Terry: “It wasn’t him, Charlie, it was you! Remember that night in the Garden you came down to my dressing room and you said, ‘Kid, this ain’t your night. We’re going for the price on Wilson.’ You remember that? ‘This ain’t your night!’ My night! I coulda taken Wilson apart! So what happens? He gets the title shot outdoors on the ballpark and what do I get? A one-way ticket to Palooka-ville! You was my brother, Charlie, you shoulda looked out for me a little bit. You shoulda taken care of me just a little bit so I wouldn’t have to take them dives for the short-end money.”

Charlie: “Oh I had some bets down for you. You saw some money.”

Terry: “You don’t understand. I coulda had class. I coulda been a contender. I coulda been somebody, instead of a bum, which is what I am, let’s face it. It was you, Charlie.”

Though this is a work of fiction, it has great resonance with many of us. Sometimes we blame others for our despair or resign ourselves to the smallest version of ourselves to avoid embarrassment, failure, discomfort or ridicule.

Clients in search of life direction (especially after age forty) often wonder what they might have been had they only applied themselves in school or after college. Instead, they chose the easier, softer, safer way; the way of their peers or the “familiar” way—the choices their family-of-origin thought was more impressive or worse, practical.

Famous dancer Martha Graham reminds us that we must listen to our deepest calling, the truth of who we are and bring this authenticity (our being) into the world of doing. She writes,

“There is a vitality, a life force, a quickening that is translated through you into action, and because there is only one of you in all time, this expression is unique…. It is your business to keep it yours, clearly and directly, to keep the channel open.” ~ Martha Graham

Before we can affirm, even authorize the next stage in our lives, we need to affirm the first half, no matter what choices we have made or have not made when we were younger.

So many of us find ourselves moving as fast as bumble bees in search of honey–seeking that golden ring of “better than the present.” Pausing and reflecting, as Socrates reminds us to do for a “life worth living,” can be a way to turn around unrewarding habits of regret and despair for creating a more enlivening future.

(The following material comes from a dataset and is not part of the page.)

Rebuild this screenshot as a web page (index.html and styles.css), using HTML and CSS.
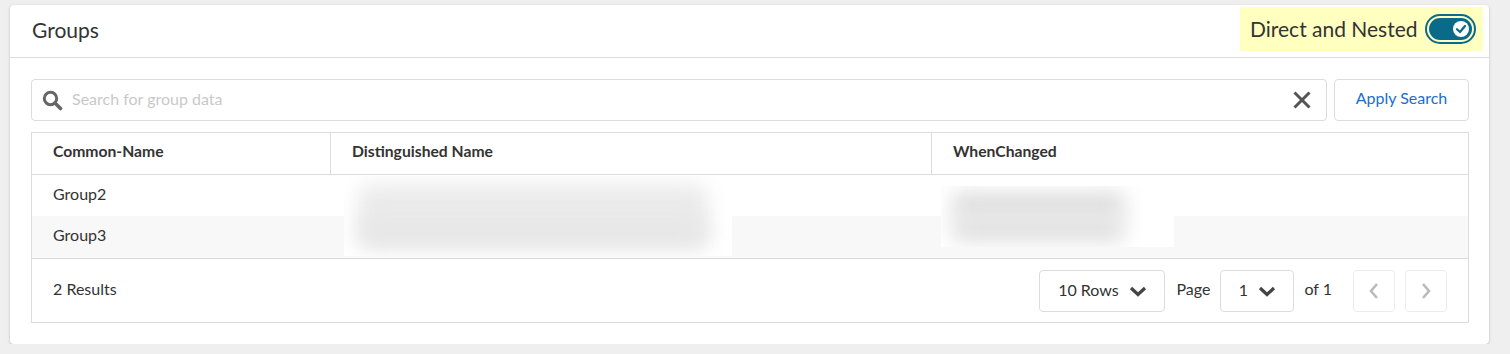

It’s especially heart-warming—especially on Labor Day—to know that Terry, eventually wakes up to his true potential. He comes to see that his struggle for fame could morph into something more useful not only for himself but for those around him. He uses his heart to give him the guts to organize his peers to stand up to their corrupt bosses thus enabling them all to receive better working conditions and more-adequate pay.

How might we turn our lives, and our sites for income, toward a more worthy and rewarding focus? Don’t we all have “bigger fish to fry” than our own personal profit/ego?

It can be a challenge to think of the good of the whole when we’re feeling financially desperate or personally despairing about a less-than-ideal past. My motto is much like the book by Martha Sinetar, Do What You Love, the Money Will Follow. I say, Do What You Love to do for others, the Money Will Follow.

What you love to do for others needn’t be a form of martyrdom. As Harold Thurman Whitman says: “Don’t ask yourself what the world needs. Ask yourself what makes you come alive and then do that. Because what the world needs is people who have come alive!”

What do you love to do for others that brings you the most joy? Do that and I promise you a rich and enlivening future beyond your wildest dreams.